Aún tratándose de casos que son resultado de la voluntad propia de los cuerpos de seguridad –que no ilustran la corrupción sino un exceso de afán para castigar a los criminales– el resultado es operacionalmente deplorable. Más allá de ser legalmente inocentes, los que se convirtieron en desaparecidos eran una fuente de inteligencia. Si la meta es dificultar la vida de los criminales, en lugar de matarlos, sería mucho mejor convertir a sus halcones y a sus narcomenudistas en espías dentro de la propia organización delictiva.
Además, desaparecer a la gente mina la confianza de los ciudadanos.
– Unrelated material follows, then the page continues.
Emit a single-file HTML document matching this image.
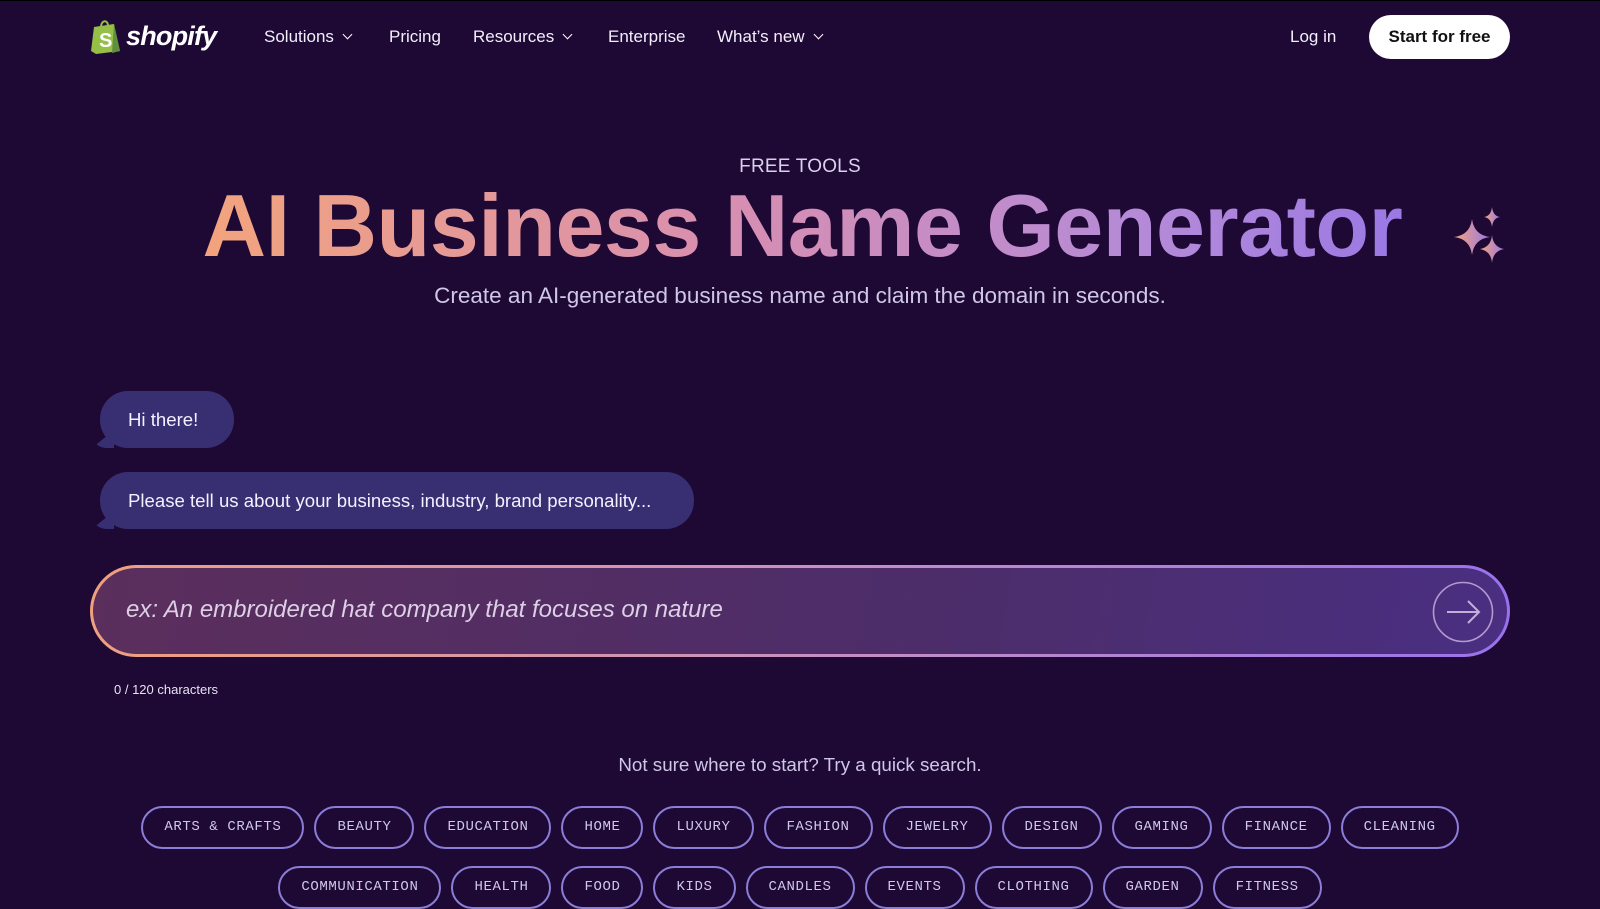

Finalmente el reto en zonas como la Sierra Madre de Sinaloa o la Tierra Caliente de Guerrero es imponer el estado de derecho. Eso no se hace solamente de arriba a abajo, es decir, a través del cañón de un soldado que representa al gobierno federal. Tiene que existir el compromiso y la confianza de la propia comunidad para que se acepte la legitimidad del gobierno y el Estado de derecho que pretende establecer. Si el mismo gobierno levanta a sus hijos, a sus hermanos, a sus padres y a sus tíos, es casi imposible que una población lo acepte.
Es esencial, claro, que se investigue y se castigue estos crímenes, cabe mencionar que el reporte de Human Rights Watch también ofrece un contrapunto optimista: gracias a la presión de las familias de las víctimas el gobierno de Nuevo León ha esclarecido los hechos en varios casos. Pero más aún, es importante que se cambie la cultura dentro de las mismas fuerzas de seguridad, para que exista un rechazo determinante a las acciones extralegales. Finalmente, una mejoría duradera en la seguridad en México no es posible mientras una gran parte de sus cuerpos policiacos participen en los ataques más graves contra sus propios ciudadanos.
Lamentablemente, falta que los que tienen el poder político lo vean así.